--- start of Raw records ---

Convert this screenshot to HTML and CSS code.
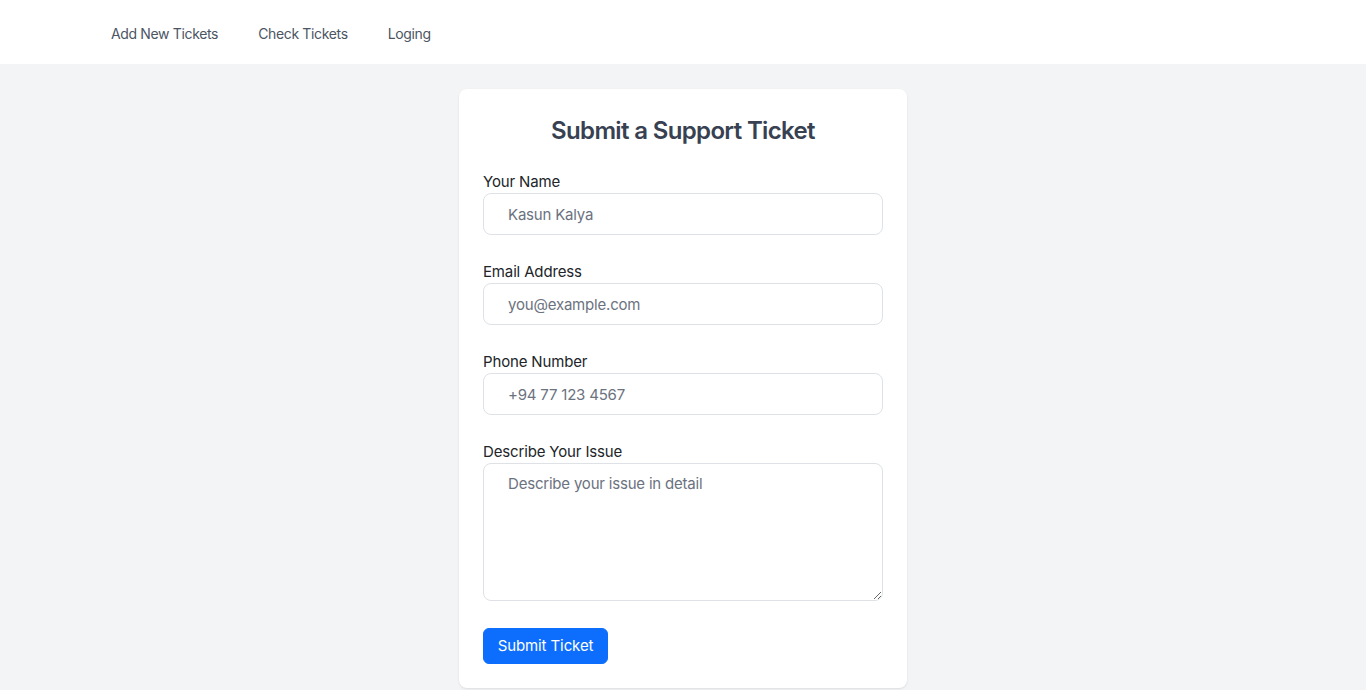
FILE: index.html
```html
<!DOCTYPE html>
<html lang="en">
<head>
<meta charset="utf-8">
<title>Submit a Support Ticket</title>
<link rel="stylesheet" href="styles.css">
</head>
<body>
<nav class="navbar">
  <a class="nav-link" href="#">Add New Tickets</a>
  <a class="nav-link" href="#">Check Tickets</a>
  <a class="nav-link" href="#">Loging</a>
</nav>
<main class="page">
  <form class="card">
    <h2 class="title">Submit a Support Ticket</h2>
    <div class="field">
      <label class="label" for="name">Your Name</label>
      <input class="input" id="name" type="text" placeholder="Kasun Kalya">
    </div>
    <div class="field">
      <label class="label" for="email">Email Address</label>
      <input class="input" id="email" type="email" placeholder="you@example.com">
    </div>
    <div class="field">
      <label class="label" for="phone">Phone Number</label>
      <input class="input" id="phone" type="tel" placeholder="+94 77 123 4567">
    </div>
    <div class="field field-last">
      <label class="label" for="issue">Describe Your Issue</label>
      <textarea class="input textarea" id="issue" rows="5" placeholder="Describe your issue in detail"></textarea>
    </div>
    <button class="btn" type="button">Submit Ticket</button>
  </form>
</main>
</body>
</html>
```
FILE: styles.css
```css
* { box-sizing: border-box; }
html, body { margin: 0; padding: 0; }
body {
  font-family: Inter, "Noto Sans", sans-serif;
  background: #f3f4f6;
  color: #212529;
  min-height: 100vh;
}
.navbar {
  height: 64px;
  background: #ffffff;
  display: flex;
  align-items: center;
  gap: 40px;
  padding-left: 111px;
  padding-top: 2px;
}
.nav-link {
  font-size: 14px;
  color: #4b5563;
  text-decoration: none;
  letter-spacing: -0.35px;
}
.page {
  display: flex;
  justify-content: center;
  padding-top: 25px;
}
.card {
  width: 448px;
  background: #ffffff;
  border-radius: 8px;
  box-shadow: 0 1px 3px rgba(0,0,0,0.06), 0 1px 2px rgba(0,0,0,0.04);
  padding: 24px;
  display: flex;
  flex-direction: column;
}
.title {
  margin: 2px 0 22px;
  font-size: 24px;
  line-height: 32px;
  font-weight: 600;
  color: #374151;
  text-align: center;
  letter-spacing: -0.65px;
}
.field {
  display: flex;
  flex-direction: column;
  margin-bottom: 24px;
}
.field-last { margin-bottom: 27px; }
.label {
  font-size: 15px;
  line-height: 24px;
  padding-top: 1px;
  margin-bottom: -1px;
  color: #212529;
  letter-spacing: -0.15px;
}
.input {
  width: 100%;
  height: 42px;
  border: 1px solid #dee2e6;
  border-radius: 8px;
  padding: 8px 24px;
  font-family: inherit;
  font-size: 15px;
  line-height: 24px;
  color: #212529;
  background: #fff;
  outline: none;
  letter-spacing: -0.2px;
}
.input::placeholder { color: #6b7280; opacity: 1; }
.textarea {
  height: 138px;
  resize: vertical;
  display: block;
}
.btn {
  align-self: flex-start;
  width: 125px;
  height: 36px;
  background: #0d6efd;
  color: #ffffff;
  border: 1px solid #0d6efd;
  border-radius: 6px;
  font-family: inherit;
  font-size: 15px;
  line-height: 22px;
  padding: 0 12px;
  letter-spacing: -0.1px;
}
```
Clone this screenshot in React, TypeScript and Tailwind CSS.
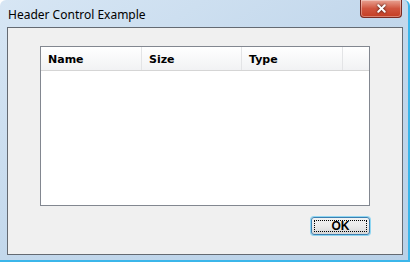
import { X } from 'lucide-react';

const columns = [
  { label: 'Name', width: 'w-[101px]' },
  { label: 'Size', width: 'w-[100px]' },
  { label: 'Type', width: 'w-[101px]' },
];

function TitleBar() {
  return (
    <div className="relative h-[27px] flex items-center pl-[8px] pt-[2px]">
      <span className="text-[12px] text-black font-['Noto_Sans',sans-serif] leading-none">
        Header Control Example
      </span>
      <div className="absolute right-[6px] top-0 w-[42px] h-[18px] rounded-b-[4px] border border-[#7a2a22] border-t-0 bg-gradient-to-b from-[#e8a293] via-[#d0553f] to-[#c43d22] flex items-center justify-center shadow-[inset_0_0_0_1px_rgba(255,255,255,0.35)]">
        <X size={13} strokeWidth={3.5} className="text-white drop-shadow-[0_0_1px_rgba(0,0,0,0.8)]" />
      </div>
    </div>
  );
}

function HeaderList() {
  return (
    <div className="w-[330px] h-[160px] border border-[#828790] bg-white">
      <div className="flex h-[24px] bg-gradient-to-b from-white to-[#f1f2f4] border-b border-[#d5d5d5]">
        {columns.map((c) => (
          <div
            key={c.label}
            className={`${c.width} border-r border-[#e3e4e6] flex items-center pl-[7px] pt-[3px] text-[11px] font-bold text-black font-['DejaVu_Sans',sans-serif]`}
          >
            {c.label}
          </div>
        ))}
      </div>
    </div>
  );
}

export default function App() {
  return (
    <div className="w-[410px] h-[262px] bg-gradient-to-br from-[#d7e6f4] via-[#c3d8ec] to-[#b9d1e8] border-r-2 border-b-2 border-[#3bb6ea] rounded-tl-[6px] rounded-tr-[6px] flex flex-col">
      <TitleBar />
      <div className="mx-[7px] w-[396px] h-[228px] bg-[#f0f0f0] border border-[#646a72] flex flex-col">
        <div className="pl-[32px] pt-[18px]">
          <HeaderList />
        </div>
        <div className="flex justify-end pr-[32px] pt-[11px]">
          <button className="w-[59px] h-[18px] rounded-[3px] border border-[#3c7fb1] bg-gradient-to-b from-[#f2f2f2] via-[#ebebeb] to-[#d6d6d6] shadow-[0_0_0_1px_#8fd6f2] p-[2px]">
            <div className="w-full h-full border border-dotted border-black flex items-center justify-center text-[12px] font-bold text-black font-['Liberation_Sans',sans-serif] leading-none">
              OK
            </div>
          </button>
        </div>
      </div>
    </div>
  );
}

--- end of Raw records ---

**To do:** Return the full material word for word. Do not include the pictures.

**Response to this exercise:**
Convert this screenshot to HTML and CSS code.
FILE: index.html
```html
<!DOCTYPE html>
<html lang="en">
<head>
<meta charset="utf-8">
<title>Submit a Support Ticket</title>
<link rel="stylesheet" href="styles.css">
</head>
<body>
<nav class="navbar">
  <a class="nav-link" href="#">Add New Tickets</a>
  <a class="nav-link" href="#">Check Tickets</a>
  <a class="nav-link" href="#">Loging</a>
</nav>
<main class="page">
  <form class="card">
    <h2 class="title">Submit a Support Ticket</h2>
    <div class="field">
      <label class="label" for="name">Your Name</label>
      <input class="input" id="name" type="text" placeholder="Kasun Kalya">
    </div>
    <div class="field">
      <label class="label" for="email">Email Address</label>
      <input class="input" id="email" type="email" placeholder="you@example.com">
    </div>
    <div class="field">
      <label class="label" for="phone">Phone Number</label>
      <input class="input" id="phone" type="tel" placeholder="+94 77 123 4567">
    </div>
    <div class="field field-last">
      <label class="label" for="issue">Describe Your Issue</label>
      <textarea class="input textarea" id="issue" rows="5" placeholder="Describe your issue in detail"></textarea>
    </div>
    <button class="btn" type="button">Submit Ticket</button>
  </form>
</main>
</body>
</html>
```
FILE: styles.css
```css
* { box-sizing: border-box; }
html, body { margin: 0; padding: 0; }
body {
  font-family: Inter, "Noto Sans", sans-serif;
  background: #f3f4f6;
  color: #212529;
  min-height: 100vh;
}
.navbar {
  height: 64px;
  background: #ffffff;
  display: flex;
  align-items: center;
  gap: 40px;
  padding-left: 111px;
  padding-top: 2px;
}
.nav-link {
  font-size: 14px;
  color: #4b5563;
  text-decoration: none;
  letter-spacing: -0.35px;
}
.page {
  display: flex;
  justify-content: center;
  padding-top: 25px;
}
.card {
  width: 448px;
  background: #ffffff;
  border-radius: 8px;
  box-shadow: 0 1px 3px rgba(0,0,0,0.06), 0 1px 2px rgba(0,0,0,0.04);
  padding: 24px;
  display: flex;
  flex-direction: column;
}
.title {
  margin: 2px 0 22px;
  font-size: 24px;
  line-height: 32px;
  font-weight: 600;
  color: #374151;
  text-align: center;
  letter-spacing: -0.65px;
}
.field {
  display: flex;
  flex-direction: column;
  margin-bottom: 24px;
}
.field-last { margin-bottom: 27px; }
.label {
  font-size: 15px;
  line-height: 24px;
  padding-top: 1px;
  margin-bottom: -1px;
  color: #212529;
  letter-spacing: -0.15px;
}
.input {
  width: 100%;
  height: 42px;
  border: 1px solid #dee2e6;
  border-radius: 8px;
  padding: 8px 24px;
  font-family: inherit;
  font-size: 15px;
  line-height: 24px;
  color: #212529;
  background: #fff;
  outline: none;
  letter-spacing: -0.2px;
}
.input::placeholder { color: #6b7280; opacity: 1; }
.textarea {
  height: 138px;
  resize: vertical;
  display: block;
}
.btn {
  align-self: flex-start;
  width: 125px;
  height: 36px;
  background: #0d6efd;
  color: #ffffff;
  border: 1px solid #0d6efd;
  border-radius: 6px;
  font-family: inherit;
  font-size: 15px;
  line-height: 22px;
  padding: 0 12px;
  letter-spacing: -0.1px;
}
```
Clone this screenshot in React, TypeScript and Tailwind CSS.
import { X } from 'lucide-react';

const columns = [
  { label: 'Name', width: 'w-[101px]' },
  { label: 'Size', width: 'w-[100px]' },
  { label: 'Type', width: 'w-[101px]' },
];

function TitleBar() {
  return (
    <div className="relative h-[27px] flex items-center pl-[8px] pt-[2px]">
      <span className="text-[12px] text-black font-['Noto_Sans',sans-serif] leading-none">
        Header Control Example
      </span>
      <div className="absolute right-[6px] top-0 w-[42px] h-[18px] rounded-b-[4px] border border-[#7a2a22] border-t-0 bg-gradient-to-b from-[#e8a293] via-[#d0553f] to-[#c43d22] flex items-center justify-center shadow-[inset_0_0_0_1px_rgba(255,255,255,0.35)]">
        <X size={13} strokeWidth={3.5} className="text-white drop-shadow-[0_0_1px_rgba(0,0,0,0.8)]" />
      </div>
    </div>
  );
}

function HeaderList() {
  return (
    <div className="w-[330px] h-[160px] border border-[#828790] bg-white">
      <div className="flex h-[24px] bg-gradient-to-b from-white to-[#f1f2f4] border-b border-[#d5d5d5]">
        {columns.map((c) => (
          <div
            key={c.label}
            className={`${c.width} border-r border-[#e3e4e6] flex items-center pl-[7px] pt-[3px] text-[11px] font-bold text-black font-['DejaVu_Sans',sans-serif]`}
          >
            {c.label}
          </div>
        ))}
      </div>
    </div>
  );
}

export default function App() {
  return (
    <div className="w-[410px] h-[262px] bg-gradient-to-br from-[#d7e6f4] via-[#c3d8ec] to-[#b9d1e8] border-r-2 border-b-2 border-[#3bb6ea] rounded-tl-[6px] rounded-tr-[6px] flex flex-col">
      <TitleBar />
      <div className="mx-[7px] w-[396px] h-[228px] bg-[#f0f0f0] border border-[#646a72] flex flex-col">
        <div className="pl-[32px] pt-[18px]">
          <HeaderList />
        </div>
        <div className="flex justify-end pr-[32px] pt-[11px]">
          <button className="w-[59px] h-[18px] rounded-[3px] border border-[#3c7fb1] bg-gradient-to-b from-[#f2f2f2] via-[#ebebeb] to-[#d6d6d6] shadow-[0_0_0_1px_#8fd6f2] p-[2px]">
            <div className="w-full h-full border border-dotted border-black flex items-center justify-center text-[12px] font-bold text-black font-['Liberation_Sans',sans-serif] leading-none">
              OK
            </div>
          </button>
        </div>
      </div>
    </div>
  );
}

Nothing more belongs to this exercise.